Bis(pinacolato)diboron: Synthesis and applications

General description

Bis(pinacolato)diboron is an important organic intermediate. In Suzuki reaction, it has the advantages of high reaction selectivity, mild conditions, and high yield. For some compounds with unstable substrates or requiring improved reaction selectivity, using Bis(pinacolato)diboron to react with aryl halides is a good choice. It can be used to prepare an allyl boron ester, including a reaction system of substrate copper salt catalyst, ligand, base, and Bis(pinacolato)diboron, in which the substrate undergoes olefin dehydroboroesterification reaction with Bis(pinacolato)diboron. In addition, it can also be used to prepare 3,4-dimethoxy-5-methylphenylboronic acid pinacol. Its appearance is as follows:

Figure 1 Appearance of Bis(pinacolato)diboron.

Synthesis

A 2-L, three-necked flask fitted with a mechanical stirrer, a dropping funnel, and a reflux condenser connected to nitrogen source and a bubbler is flushed with nitrogen . To the flask are added 64.4 g (0.325 mol) of tetrakis(dimethylamino)diboron and 600 mL of toluene, and then a solution of 76.9 g (0.652 mol) of pinacol in 400 mL of toluene. The flask is immersed in an ice-water bath and a 6.6 M ethereal solution of hydrogen chloride (200 mL, 1.32 mol) is dropwise added during 2 hr. As soon as the addition is started, a white precipitate of dimethylamine hydrochloride appears. The slurry is stirred at room temperature for additional 4 hr. The precipitate is removed by filtration in a Buchner funnel with suction, and the filtrate is concentrated on a rotary evaporator to give a white solid. The solid is dissolved in ca. 700 mL of pentane and the remaining solid is again removed by filtration. The filtrate is washed three times with 500 mL of water and dried over anhydrous magnesium sulfate.
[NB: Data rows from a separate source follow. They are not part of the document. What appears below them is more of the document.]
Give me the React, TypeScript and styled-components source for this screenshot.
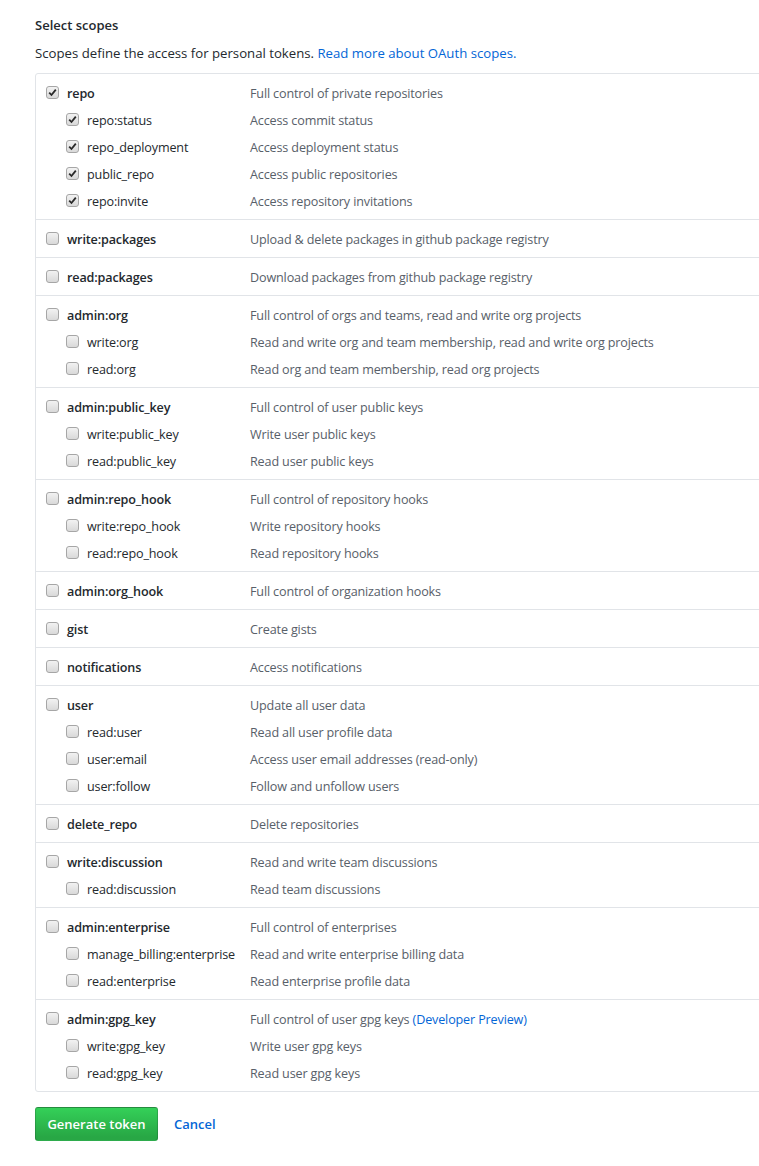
import React from "react";
import styled, { createGlobalStyle } from "styled-components";

const Global = createGlobalStyle`
  html, body { margin: 0; padding: 0; background: #fff; overflow-x: hidden; }
  body { font-family: "Open Sans", "Noto Sans", sans-serif; font-size: 13px; color: #24292e; }
`;

const Page = styled.div`
  padding: 15px 0 24px 35px;
  width: 760px;
`;

const Heading = styled.h3`
  margin: 0;
  font-size: 13px;
  font-weight: 600;
  line-height: 20px;
`;

const Note = styled.p`
  margin: 8px 0 10px;
  font-size: 13.2px;
  line-height: 20px;
  color: #24292e;
`;

const Link = styled.a`
  color: #0366d6;
  text-decoration: none;
`;

const Box = styled.div`
  border: 1px solid #e1e4e8;
  border-radius: 3px;
  width: 760px;
  font-size: 12.6px;
  letter-spacing: -0.15px;
`;

const Group = styled.div`
  padding: 5px 0;
  & + & { border-top: 1px solid #e1e4e8; }
`;

const Row = styled.div`
  display: grid;
  grid-template-columns: 214px 1fr;
  height: 27px;
  box-sizing: border-box;
  padding-top: 2px;
  align-items: center;
`;

const LabelCell = styled.label<{ $child?: boolean }>`
  display: flex;
  align-items: center;
  gap: 8px;
  padding-left: ${(p) => (p.$child ? 30 : 10)}px;
  font-weight: ${(p) => (p.$child ? 400 : 600)};
  color: #24292e;
  white-space: nowrap;
`;

const Desc = styled.span`
  color: #586069;
  white-space: nowrap;
`;

const Check = styled.span`
  width: 13px;
  height: 13px;
  box-sizing: border-box;
  border: 1px solid #a6a6a6;
  border-radius: 3px;
  background: linear-gradient(#f2f2f2, #d9d9d9);
  display: inline-flex;
  align-items: center;
  justify-content: center;
  flex: none;
  margin-top: -3px;
`;

const Actions = styled.div`
  display: flex;
  align-items: center;
  gap: 16px;
  margin-top: 15px;
`;

const Button = styled.button`
  font-family: inherit;
  font-size: 13px;
  font-weight: 600;
  color: #fff;
  height: 34px;
  width: 123px;
  padding: 0;
  border: 1px solid rgba(27, 31, 35, 0.2);
  border-radius: 3px;
  background: linear-gradient(-180deg, #34d058 0%, #28a745 90%);
  cursor: pointer;
`;

const Cancel = styled.a`
  color: #0366d6;
  font-weight: 600;
  text-decoration: none;
`;

type Item = { name: string; desc: React.ReactNode; checked?: boolean };
type G = { parent: Item; children?: Item[] };

const groups: G[] = [
  {
    parent: { name: "repo", desc: "Full control of private repositories", checked: true },
    children: [
      { name: "repo:status", desc: "Access commit status", checked: true },
      { name: "repo_deployment", desc: "Access deployment status", checked: true },
      { name: "public_repo", desc: "Access public repositories", checked: true },
      { name: "repo:invite", desc: "Access repository invitations", checked: true },
    ],
  },
  { parent: { name: "write:packages", desc: "Upload & delete packages in github package registry" } },
  { parent: { name: "read:packages", desc: "Download packages from github package registry" } },
  {
    parent: { name: "admin:org", desc: "Full control of orgs and teams, read and write org projects" },
    children: [
      { name: "write:org", desc: "Read and write org and team membership, read and write org projects" },
      { name: "read:org", desc: "Read org and team membership, read org projects" },
    ],
  },
  {
    parent: { name: "admin:public_key", desc: "Full control of user public keys" },
    children: [
      { name: "write:public_key", desc: "Write user public keys" },
      { name: "read:public_key", desc: "Read user public keys" },
    ],
  },
  {
    parent: { name: "admin:repo_hook", desc: "Full control of repository hooks" },
    children: [
      { name: "write:repo_hook", desc: "Write repository hooks" },
      { name: "read:repo_hook", desc: "Read repository hooks" },
    ],
  },
  { parent: { name: "admin:org_hook", desc: "Full control of organization hooks" } },
  { parent: { name: "gist", desc: "Create gists" } },
  { parent: { name: "notifications", desc: "Access notifications" } },
  {
    parent: { name: "user", desc: "Update all user data" },
    children: [
      { name: "read:user", desc: "Read all user profile data" },
      { name: "user:email", desc: "Access user email addresses (read-only)" },
      { name: "user:follow", desc: "Follow and unfollow users" },
    ],
  },
  { parent: { name: "delete_repo", desc: "Delete repositories" } },
  {
    parent: { name: "write:discussion", desc: "Read and write team discussions" },
    children: [{ name: "read:discussion", desc: "Read team discussions" }],
  },
  {
    parent: { name: "admin:enterprise", desc: "Full control of enterprises" },
    children: [
      { name: "manage_billing:enterprise", desc: "Read and write enterprise billing data" },
      { name: "read:enterprise", desc: "Read enterprise profile data" },
    ],
  },
  {
    parent: {
      name: "admin:gpg_key",
      desc: (
        <>
          Full control of user gpg keys <Link href="#">(Developer Preview)</Link>
        </>
      ),
    },
    children: [
      { name: "write:gpg_key", desc: "Write user gpg keys" },
      { name: "read:gpg_key", desc: "Read user gpg keys" },
    ],
  },
];

const Tick = () => (
  <svg width="9" height="9" viewBox="0 0 9 9">
    <path d="M1.2 4.6 L3.5 7 L7.8 1.6" fill="none" stroke="#2a2a2a" strokeWidth="1.8" />
  </svg>
);

const ScopeRow = ({ item, child }: { item: Item; child?: boolean }) => (
  <Row>
    <LabelCell $child={child}>
      <Check>{item.checked && <Tick />}</Check>
      {item.name}
    </LabelCell>
    <Desc>{item.desc}</Desc>
  </Row>
);

export default function App() {
  return (
    <>
      <Global />
      <Page>
        <Heading>Select scopes</Heading>
        <Note>
          Scopes define the access for personal tokens. <Link href="#">Read more about OAuth scopes.</Link>
        </Note>
        <Box>
          {groups.map((g) => (
            <Group key={g.parent.name}>
              <ScopeRow item={g.parent} />
              {g.children?.map((c) => (
                <ScopeRow key={c.name} item={c} child />
              ))}
            </Group>
          ))}
        </Box>
        <Actions>
          <Button>Generate token</Button>
          <Cancel href="#">Cancel</Cancel>
        </Actions>
      </Page>
    </>
  );
}
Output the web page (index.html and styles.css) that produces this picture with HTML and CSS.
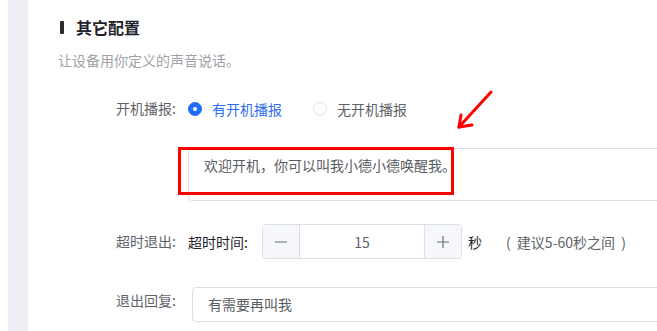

The drying agent is removed by filtration and the filtrate is then concentrated to ca. 150 mL. The flask is heated to dissolve the resulting precipitate, allowed to cool to room temperature, and then thoroughly chilled in a freezer (-30°C). The first crop is collected by filtration and is washed twice with 30 mL of cold pentane. The mother liquor is again concentrated to give another crop of crystal. The procedure is repeated twice. Combined crystals are dried under reduced pressure (0.1 mm) for 16 hr at room temperature to give 75.4 g (91%) of Bis(pinacolato)diboron as colorless plates, mp 138°C, lit.4 mp 138°C [1]. 1H-NMR (300 MHz, CDCl3) δ 7.51 (dd, 4H, J= 8.4 Hz, J 13.2 Hz), 7.44 (s, 2H), 1.92 (m, 4H), 1.14 (m, 12H), 0.78 (t, 6H, J= 6.6 Hz), 0.59 (t, 4H, J= 6.6 Hz); 13C-NMR (50 MHz, CDCl3) δ 152.75, 139.26, 130.35, 126.37, 121.66, 121.34, 55.89, 40.42, 31.67, 29.79, 23.85, 22.79, 14.22.

Applications

In 1995, Miyaura introduced bis(pinacolato)diboron as a reagent to convert aryl halides to arylboronic esters under mild conditions [2]. In 2004, Bräse et al. used t bis(pinacolato)diboron to synthesize symmetrical biaryls in-situ, but it was not until 2000 that this in-situ borylation was used during a polymerization reaction [3]. The use of bis(pinacolato)diboron for the synthesis of biarenes was further investigated by Wu et al. They showed that after optimization of the reaction, using a stronger base (K3PO4) and a differend catalyst (Pd(dppf)Cl2), several biarenes could be obtained in good yields [4]. The bis(pinacolato)diboron can be used for the synthesis of regiosymmetric conjugated polymers, and the high polydispersity of these polymers indicates that the use of bis(pinacolato)diboron does not result in a catalyst- transfer type polymerization. The results presented by Reynolds show that the use of bis(pinacolato)diboron for the synthesis of regiosymmetric conjugated polymers with moderate molecular weights and a defined structures is very successful. There is still a lot of improvement possible and more research is needed. In addition, Bis(pinacolato)diboron is used for synthesis of functional polymers.

References

[1]Ishiyama T, Murata M, Ahiko T, et al. Bis (pinacolato) diboron[J]. Organic Syntheses, 2000, 77: 176-185.

[2]Ishiyama, T.; Murata, M.; Miyaura, N. J. Org. Chem. 1995, 60, 7508-7510.

[3]Nising, C. F.; Schmid, U. K.; Nieger, M.; Bra?se, S. J. Org. Chem. 2004, 69, 6830-6833.

[4]Ma, N.; Zhu, Z.; Wu, Y. Tetrahedron 2007, 63, 4625-4629.